Pada tipe krusta atau Norwegian scabies, pasien yang terinfeksi dapat memiliki hingga jutaan tungau dan karenanya tipe ini sangat menular. Scabies tipe krusta terjadi pada pasien imunokompromais karena terapi imunosupresif, diabetes, HIV, atau pada lansia. Dengan kepadatan tungau yang terdapat pada kulit pasien, kontak singkat dengan pasien dan benda yang terkontaminasi dapat menyebabkan penularan.[2,4]
Patofisiologi Gatal pada Scabies
Belum terdapat mekanisme spesifik yang menjelaskan patofisiologi gatal pada scabies serta jalur molekuler yang menghubungkan antara gatal dan scabies. Gatal yang sangat berat pada scabies menjadi ciri khas penyakit ini. Gejala gatal akan bertahan sampai scabies hilang. Seringkali gatal menjadi kronis karena adanya persistensi setelah terapi scabies. Pada kasus yang berat, dapat muncul papul karena garukan (prurigo).[5-7]

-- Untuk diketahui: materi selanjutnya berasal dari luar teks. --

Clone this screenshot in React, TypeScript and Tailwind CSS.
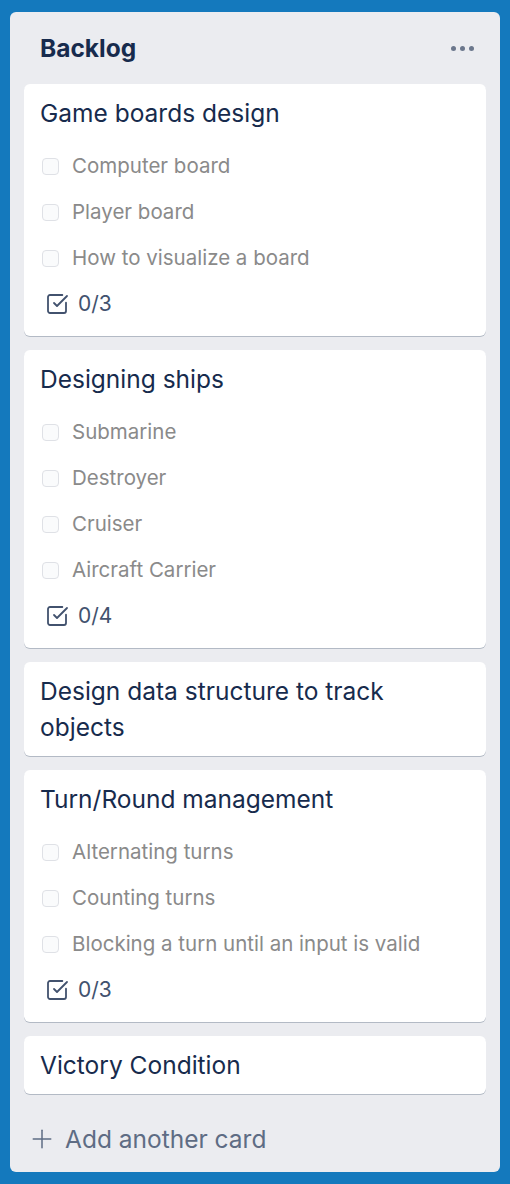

Rasa gatal dapat meningkat saat malam (nocturnal crescendo). Walaupun demikian, gatal di malam hari tidak spesifik hanya terjadi pada scabies saja. Gatal di malam hari dapat terjadi juga pada dermatitis atopik dan psoriasis. Rasa hangat, berkeringat, dan air panas, dapat meningkatkan rasa gatal pada pasien scabies. Menggaruk dapat mengurangi rasa gatal dan memunculkan rasa nikmat pada pasien scabies. Menariknya, terdapat studi yang menunjukkan bahwa pasien scabies menggaruk lebih sering dari pasien penyakit kulit lain, seperti psoriasis dan urtikaria. Namun, pasien scabies memiliki likenifikasi paling rendah dibandingkan pasien penyakit kulit lain.
Gatal pada scabies diduga disebabkan oleh stimulasi langsung neuron sensorik gatal pada kulit akibat adanya sitokin yang berasal dari sel epitel, yaitu IL-33 dan thymic stromal lymphopoietin (TSLP), serta stimulasi tidak langsung terhadap rasa gatal oleh kalikrein yang berasal dari keratinosit (KLK) seperti KLK7. Selanjutnya, sitokin IL-4, IL-9, IL-13, IL-31, dan CXCL10 secara langsung mempromosikan gatal.[6]
Respon Imun Terhadap Tungau Scabies
Respon imun utama terhadap infestasi tungau meliputi innate immune system dan aktivasi sistem komplemen. Efektor dari respon imun termasuk sel mast teraktivasi, imunoglobulin E (IgE), eosinofil, dan efektor non-histaminergik seperti PAR2 dan IL-31. Pada scabies nonkrusta klasik, respon imun yang dimediasi Th1 memainkan peran dominan. Respon imun Th2 diduga lebih berperan dalam patogenesis scabies berkrusta.[6]
Respon Imun Terhadap Tungan Secara Langsung
Komponen tungau secara langsung dapat memacu aktivasi dari jalur Toll-like receptor (TLR) denga aktivasi TLR 3, 4, dan 7 yang diekspresikan oleh neuron sensorik primer. Feses dari tungau mengandung protease yang dapat memicu aktivasi dari reseptor yang diaktifkan protease. Interaksi antara tungau dan keratinosit dapat memacu pelepasan aktivasi protease yang mengaktivasi reseptor pruritik. Selanjutnya, komponen dari tungau dapat dikenali sebagai antigen dan menunjukkan struktur yang mirip antigen dari tungau debu rumahan.
Hal ini dapat memicu aktivasi sel mast yang dimediasi oleh IgE, kemudian diperparah juga oleh gatal yang dimediasi oleh degranulasi histamin, tumor necrosis factor (TNF) alfa dan tryptase yang dilanjutkan oleh aktivasi histamin H1 dan H4 prurireseptor serta aktivitas protease oleh prurireseptor oleh tryptase. Rasa gatal juga dapat meningkat karena adanya pelepasan leukotrien dan prostaglandin oleh makrofag.[6]